An emissary of Gov. Steve Beshear asked area officials Monday to support three of the governor's budget proposals, one of which he said needs little introduction: completing the six-laning of Interstate 65 through the state.
Wendell Cave, director of field services for the Department of Local Government in the 2nd Congressional District, said at Monday's meeting of the Barren River Area Development District that he knows the proposal is "dear to the heart" of Hart County Judge-Executive Terry Martin, whose county contains the lion's share of the remaining 38 miles of I-65 that are only four lanes.
"The governor wants to see that project speeded up," Cave said. "And we hope that you agree with the importance of that work and let your lawmakers know."
Earlier estimates have placed the cost of widening the remaining 38 miles of I-65 to six lanes at about $587 million. Beshear included most of the money in a proposed six-year road plan.
For Martin, the most important expenditure - and one he hopes will stay in the plan - is $500,000 allocated in 2013 for design funds.
"That will look at innovative ways to get this project done," said Greg Meredith, chief district highway engineer for the Department of Highways. "Rather than 10 or 15 years, it may be five or six years and we want to make sure there is support of that."
That innovative way is a public-private partnership that was proposed by Jim Scott, president of Scotty's Contracting. Scott offered to essentially finance the construction project if the state would bid it out all at once.
"Governor Beshear has put a lot of thought into this proposal, and now it has to go through the legislature," Meredith said. "What we get out on the other side may be a bit different."
Cave also asked officials to seek support from their lawmakers of Beshear's proposal to devote $15 million toward providing 4,000 slots for early childhood education. There are studies that indicate that for every $1 spent on early childhood education, the return is a minimum of $2 and as much as $17, he said.

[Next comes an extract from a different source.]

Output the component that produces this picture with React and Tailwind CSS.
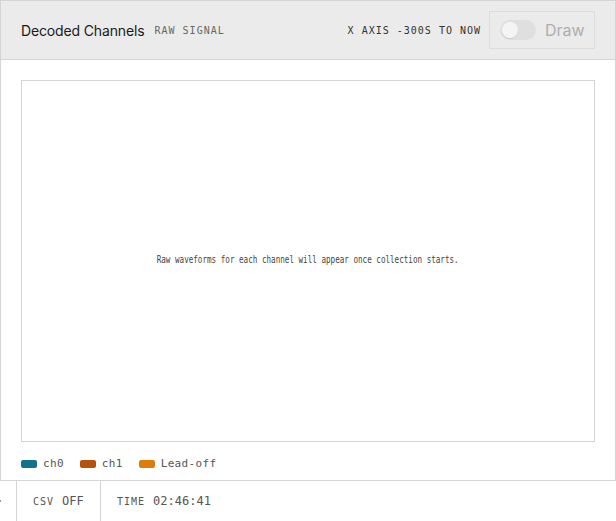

Beshear also has proposed adding funding to increase the number of social workers. Since 2007, the number of social workers has declined from 1,650 to 1,491. Fewer social workers and more cases have increased case loads by 30 percent.
The governor is seeking funding to both add social workers and to increase their pay, Cave said.
"They are totally underpaid and overworked," he said.
Simpson County Judge-Executive Jim Henderson echoed Cave's sentiments.
"I would concur," said Henderson, who is chairman of BRADD. "I think those are all important issues and we should work to support them."
In other matters, the board heard from Virginia Moore, executive director for the Kentucky Commission on the Deaf and Hard of Hearing.
In 2006, about 646,000 Kentuckians were considered to be deaf or to have severe hearing loss. Those numbers are growing, but Moore said Kentucky's aging population is no longer the biggest concern.
"One in five teens will have a hearing loss ... because of iPods and gaming," she said.
Moore said her agency helps evaluate and provide assistance to other agencies to make sure programs are accessible. They are going to start partnering with fire departments to provide for free light censors for fire alarms for the deaf and hard of hearing.
"We received a grant that will provide those for constituents for free," she said.
The agency also provides resources for parents who might for the first time be dealing with a deaf child. It also provides free phone amplification devices that won't interfere with hearing aids. It also can provide a free amplified cellphone with a paid one-year plan.
Moore said the hearing world might not realize how limiting the loss of hearing can be.
"It is one of the most isolating loss of your senses," she said.